On June 9, 1981, Delois Mitchell filed a petition in bankruptcy. She was discharged on October 10, 1981. She did not list the C.D. as an asset, although she did list the various debts to the bank, secured by the C.D., on the schedule filed with the bankruptcy court. On March 19, 1982, five months after the discharge in bankruptcy, the bank appropriated the pledged C.D. to satisfy partially the debts owed.

The undertutor of Angela Marie Mitchell brought this action in order to restore such funds to the child’s account. Plaintiff contends that the bank as drawee and payee knew or should have reasonably known that Delois Mitchell used funds over which she had control as a fiduciary to secure her personal debts such that the depositary should be held accountable as provided under the Uniform Fiduciaries Act (R.S. 9:3801 et seq.). The bank replies that it had no knowledge of restrictions placed upon the fiduciary’s use of funds on deposit and that the form by which the fiduciary withdrew or depleted funds, borrowing and securing with the principal’s C.D. rather than direct withdrawal which would result in premature termination penalties, should not make a difference.

We agree with the trial court’s disposition of this case in favor of the bank.

The trial court determined that LSA-R.S. 6:766 and R.S. 9:738 evidence a legislative intent to provide exemptions from the requirements for dealing with a minor’s property contained in La.C.C.P. art. 4270. The bank contends that the relevant portion of the Louisiana Savings and Loan Association Law [LSA-R.S. 6:701 et seq. ] is Section 766 A(l), which states in pertinent part:

“Any association may accept savings accounts or issue shares in the name of the administrator, executor, custodian, conservator, tutor, trustee, or other fiduciary for named beneficiary or beneficiaries and the shares or savings accounts shall constitute legal investment for such funds. The association is not liable to beneficiaries, wards, or principals for monies paid to their fiduciaries on account of such shares or savings accounts.... The payment or delivery to any such fiduciary or a receipt or acquittance signed by any such fiduciary to whom any such payment or any such delivery of rights is made shall be a valid and sufficient release and discharge of an association for the payment or delivery so made.” [Emphasis added]:

Properly speaking, the statute cited by the bank does not actually dispose of the issue because the applicable period ended prior to enactment of R.S. 6:766 by Acts 1983, No. 675, Section 1. However, identical and controlling language appears in pri- or law: R.S. 6:768, enacted by Acts 1970, [172]*172No. 234, Section 1 (Homestead And Savings And Loan Recodification), re-enacted by Acts 1983, No. 675, Section 1, as R.S. 6:766.

The former statute is dispositive of the facts presented.

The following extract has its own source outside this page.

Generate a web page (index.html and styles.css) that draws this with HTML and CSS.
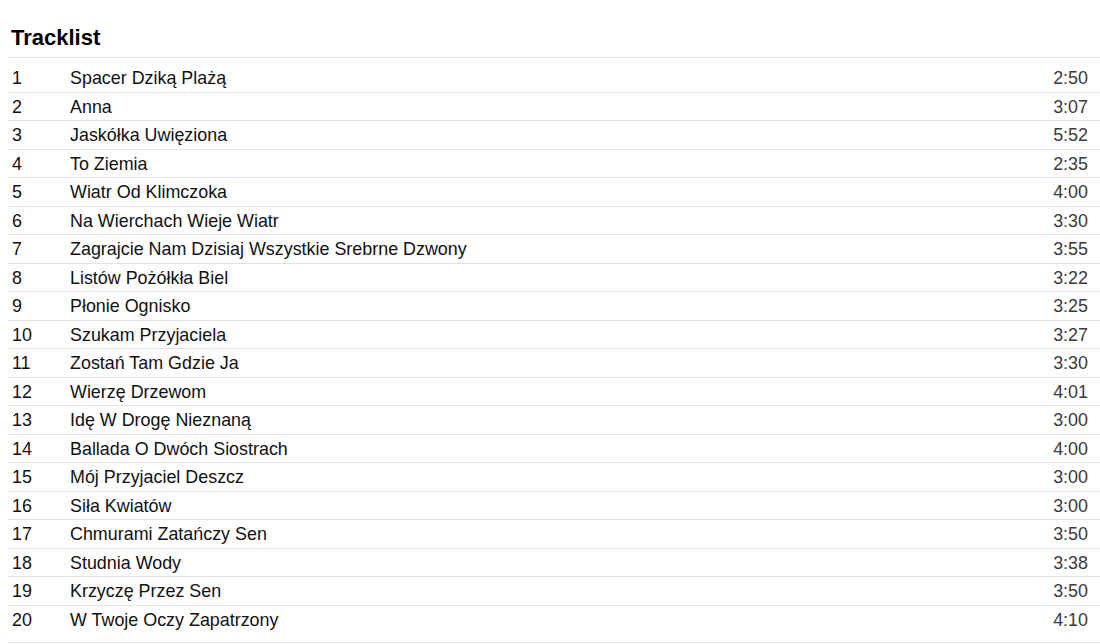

The appellant argues that, strictly speaking, the statute does not apply because the bank and fiduciary used the share loan procedure which does not comply with the provision of (i) payment or delivery and (ii) receipt or acquittance. The appellee counters by suggesting that the share loan procedure allowed withdrawal as provided under the statute while preventing assessment of a penalty for premature termination of the C.D. Under the facts presented, the share loan procedure used by the parties may be deemed to comply with the requirements of (i) payment or delivery and (ii) receipt or acquittance under former LSA-R.S. 6:768.

The second issue raised, the applicability of the Uniform Gifts To Minors Act, does not require a lengthy address.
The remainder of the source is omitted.